John Legere Made More Annually In 2013 Than Both Verizon And ATT CEO’s

April 25, 2014 - Written By Justin Diaz

Although T-Mobile may be in dead last when it comes to sheer size between the four major U.S. wireless carriers, when it comes to profit for the company CEO’s T-mobile rockstar leader John Legere actually comes in second place for total annual earnings, reaching $29.2 million according to the US Securities and Exchange Commission. It may or may not surprise you, but Sprint CEO Dan Hesse is the one who actually tops the chart for 2013 earnings, posting a total of $49.1 million last year. Verizon’s CEO Lowell McAdam brings up the rear with total annual earnings of $15.8 million, while AT&T CEO takes up third place earning an annual income of $23.2 million.

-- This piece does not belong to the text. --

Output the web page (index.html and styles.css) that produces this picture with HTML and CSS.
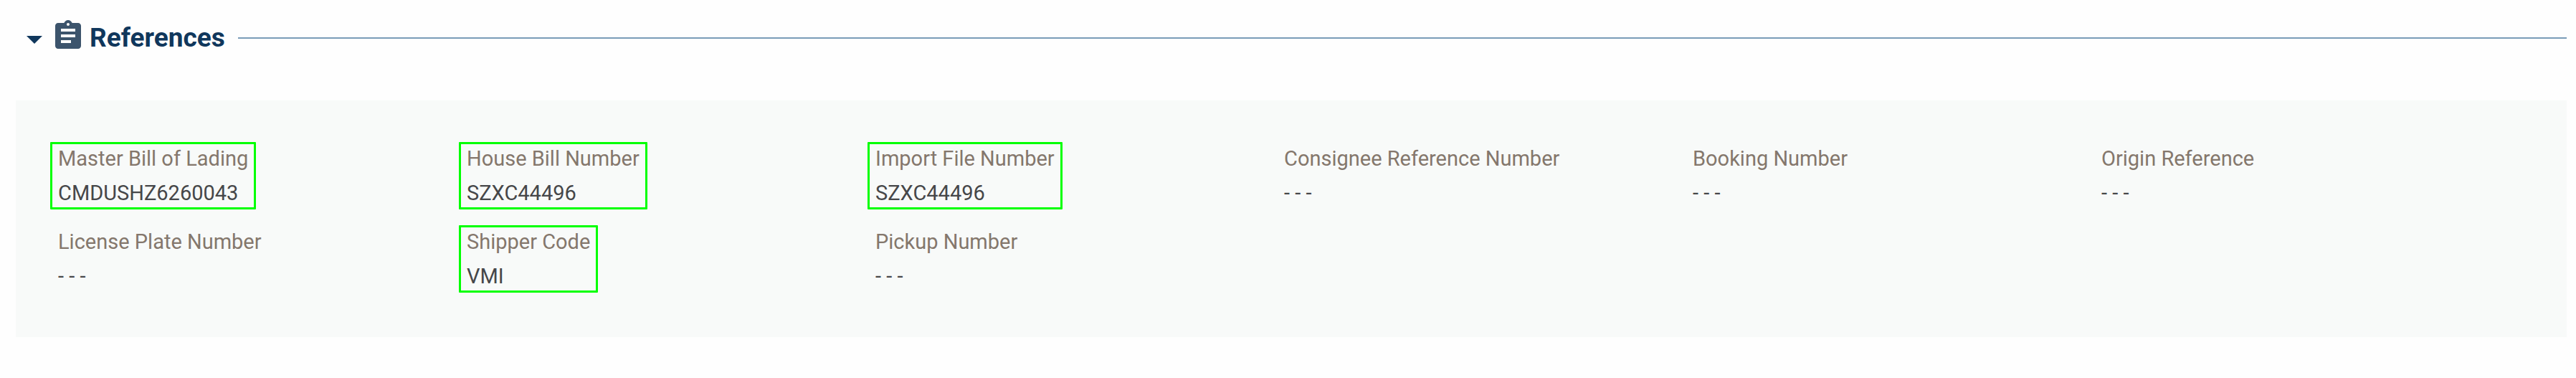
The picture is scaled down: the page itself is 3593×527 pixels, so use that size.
FILE: index.html
```html
<!DOCTYPE html>
<html lang="en">
<head>
<meta charset="utf-8">
<title>References</title>
<link rel="stylesheet" href="styles.css">
</head>
<body>
<section class="section">
  <header class="section-header">
    <button class="toggle" type="button" aria-expanded="true" aria-controls="references" aria-label="Collapse References">
      <svg class="caret" viewBox="0 0 22 11" aria-hidden="true"><path d="M0 0h22L11 11z"/></svg>
    </button>
    <svg class="section-icon" viewBox="0 0 24 24" aria-hidden="true"><path d="M19 3h-4.180C14.400 1.840 13.300 1 12 1c-1.300 0-2.400.84-2.820 2H5c-1.100 0-2 .9-2 2v14c0 1.100.9 2 2 2h14c1.100 0 2-.9 2-2V5c0-1.100-.9-2-2-2zm-7 0c.55 0 1 .45 1 1s-.45 1-1 1-1-.45-1-1 .45-1 1-1zm2 14H7v-2h7v2zm3-4H7v-2h10v2zm0-4H7V7h10v2z"/></svg>
    <h2 class="section-title">References</h2>
    <div class="rule"></div>
  </header>
  <dl class="panel" id="references">
    <div class="field highlighted"><dt>Master Bill of Lading</dt><dd>CMDUSHZ6260043</dd></div>
    <div class="field highlighted"><dt>House Bill Number</dt><dd>SZXC44496</dd></div>
    <div class="field highlighted"><dt>Import File Number</dt><dd>SZXC44496</dd></div>
    <div class="field"><dt>Consignee Reference Number</dt><dd>- - -</dd></div>
    <div class="field"><dt>Booking Number</dt><dd>- - -</dd></div>
    <div class="field"><dt>Origin Reference</dt><dd>- - -</dd></div>
    <div class="field"><dt>License Plate Number</dt><dd>- - -</dd></div>
    <div class="field highlighted"><dt>Shipper Code</dt><dd>VMI</dd></div>
    <div class="field"><dt>Pickup Number</dt><dd>- - -</dd></div>
  </dl>
</section>
</body>
</html>
```
FILE: styles.css
```css
* {
  box-sizing: border-box;
}

body {
  margin: 0;
  background: #fefefe;
  color: #464749;
  font-family: Roboto, "Liberation Sans", sans-serif;
}

.section {
  padding: 23px 13px 57px 22px;
}

.section-header {
  display: flex;
  align-items: center;
  height: 60px;
  padding-left: 15px;
}

.toggle {
  display: flex;
  margin: 5px 12px 0 0;
  padding: 0;
  border: 0;
  background: none;
  cursor: pointer;
}

.caret {
  width: 22px;
  height: 11px;
  fill: #10375c;
}

.section-icon {
  width: 48px;
  height: 48px;
  margin: 0 6px 6px 0;
  fill: #3c546c;
}

.section-title {
  margin: 0 18px 0 0;
  color: #10375c;
  font-size: 37px;
  font-weight: 700;
  line-height: 48px;
}

.rule {
  flex: 1;
  height: 2px;
  background: #7a9cb8;
}

.panel {
  display: grid;
  grid-template-columns: repeat(6, 1fr);
  row-gap: 22px;
  margin: 57px 0 0;
  padding: 58px 90px 62px 48px;
  background: #f8faf9;
}

.field {
  display: grid;
  row-gap: 8px;
  justify-self: start;
  padding: 0 8px;
  border: 3px solid transparent;
  font-size: 29px;
  line-height: 40px;
}

.highlighted {
  border-color: #00ff00;
  border-radius: 1px;
}

.field dt {
  color: #84776c;
}

.field dd {
  margin: 0;
}
```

T-Mobile’s attack plan to shake up the wireless industry has been working, although it may not have been working as well as the company has been hoping as T-Mobile shares have declined by 1.3% as of today according to Bloomberg. Despite this though the efforts of John Legere to better T-Mobile’s position out of the four major carriers, has at least been bettering his own annual income. T-mobile is doing more to try and give customers even more value, with announcements to add in $40 plan that offers less data, with the plan targeting those who hardly use it. They’re also offering customers the ability to purchase LTE tablet models for the same cost as wifi only versions of the same tablets, making it that much more enticing to buy one if you’re a customer who uses the carrier or is looking into getting an LTE enabled tablet.

Even if the changes T-mobile has been introducing into their own plans and services has only been steadily increasing their standing, if anything it has still served to force the other carriers to change up their own plans to compete. AT&T’s responses to T-Mobile’s contract payout trick to gain customers saw the 2nd largest wireless carrier offering a similar deal to customers, which undoubtedly may have gained some back that they lost. AT&T and Verizon also both started offering their own versions of plans similar to T-mobiles JUMP, giving customers more choice than they had before on either of the two largest carriers.